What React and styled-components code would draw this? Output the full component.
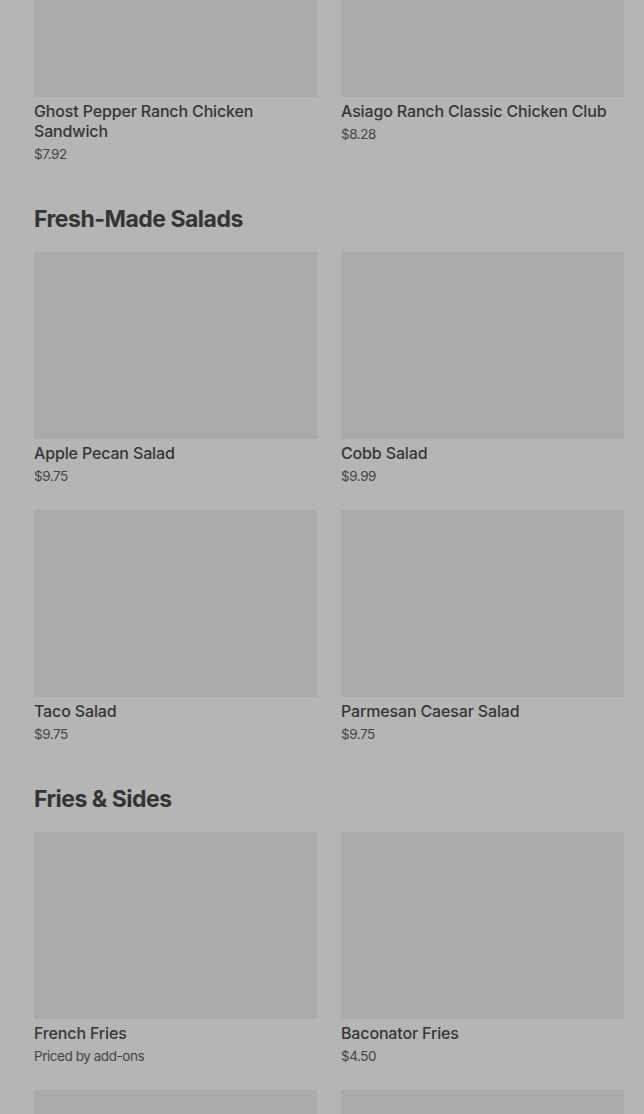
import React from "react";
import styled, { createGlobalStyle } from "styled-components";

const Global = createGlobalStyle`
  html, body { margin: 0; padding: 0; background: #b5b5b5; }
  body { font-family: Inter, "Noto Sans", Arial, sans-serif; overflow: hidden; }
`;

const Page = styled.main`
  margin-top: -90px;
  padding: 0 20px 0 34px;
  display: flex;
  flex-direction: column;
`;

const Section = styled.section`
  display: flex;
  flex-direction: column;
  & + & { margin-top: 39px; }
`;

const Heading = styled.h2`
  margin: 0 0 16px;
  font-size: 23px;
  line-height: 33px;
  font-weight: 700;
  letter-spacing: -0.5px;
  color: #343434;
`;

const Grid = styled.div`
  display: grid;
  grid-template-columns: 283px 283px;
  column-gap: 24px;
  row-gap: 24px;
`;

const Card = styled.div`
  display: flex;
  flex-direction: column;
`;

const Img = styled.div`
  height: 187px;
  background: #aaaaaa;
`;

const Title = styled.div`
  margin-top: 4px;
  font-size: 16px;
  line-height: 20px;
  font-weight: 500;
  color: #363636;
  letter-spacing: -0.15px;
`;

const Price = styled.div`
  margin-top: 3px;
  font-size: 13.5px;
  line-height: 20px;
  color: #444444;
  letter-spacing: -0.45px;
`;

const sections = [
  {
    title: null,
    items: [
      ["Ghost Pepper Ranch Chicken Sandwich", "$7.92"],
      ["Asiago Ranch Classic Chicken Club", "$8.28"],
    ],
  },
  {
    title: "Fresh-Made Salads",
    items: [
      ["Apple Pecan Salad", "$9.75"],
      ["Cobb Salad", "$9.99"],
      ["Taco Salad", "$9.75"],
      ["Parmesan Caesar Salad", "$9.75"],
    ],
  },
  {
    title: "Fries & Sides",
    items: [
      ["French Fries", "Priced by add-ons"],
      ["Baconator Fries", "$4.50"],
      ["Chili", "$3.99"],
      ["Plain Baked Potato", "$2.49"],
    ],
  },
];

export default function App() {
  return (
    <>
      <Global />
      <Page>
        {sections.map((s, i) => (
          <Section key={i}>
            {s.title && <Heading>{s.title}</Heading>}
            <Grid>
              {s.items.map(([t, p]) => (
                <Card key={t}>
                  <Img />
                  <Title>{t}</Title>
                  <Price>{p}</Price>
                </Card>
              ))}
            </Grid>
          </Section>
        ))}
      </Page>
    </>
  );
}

* _WORK INSTRUCTIONS_
Read through the lines above and collect those that contain the string "styled".

* _EXERCISE SOLUTION_
What React and styled-components code would draw this? Output the full component.
import styled, { createGlobalStyle } from "styled-components";
const Page = styled.main`
const Section = styled.section`
const Heading = styled.h2`
const Grid = styled.div`
const Card = styled.div`
const Img = styled.div`
const Title = styled.div`
const Price = styled.div`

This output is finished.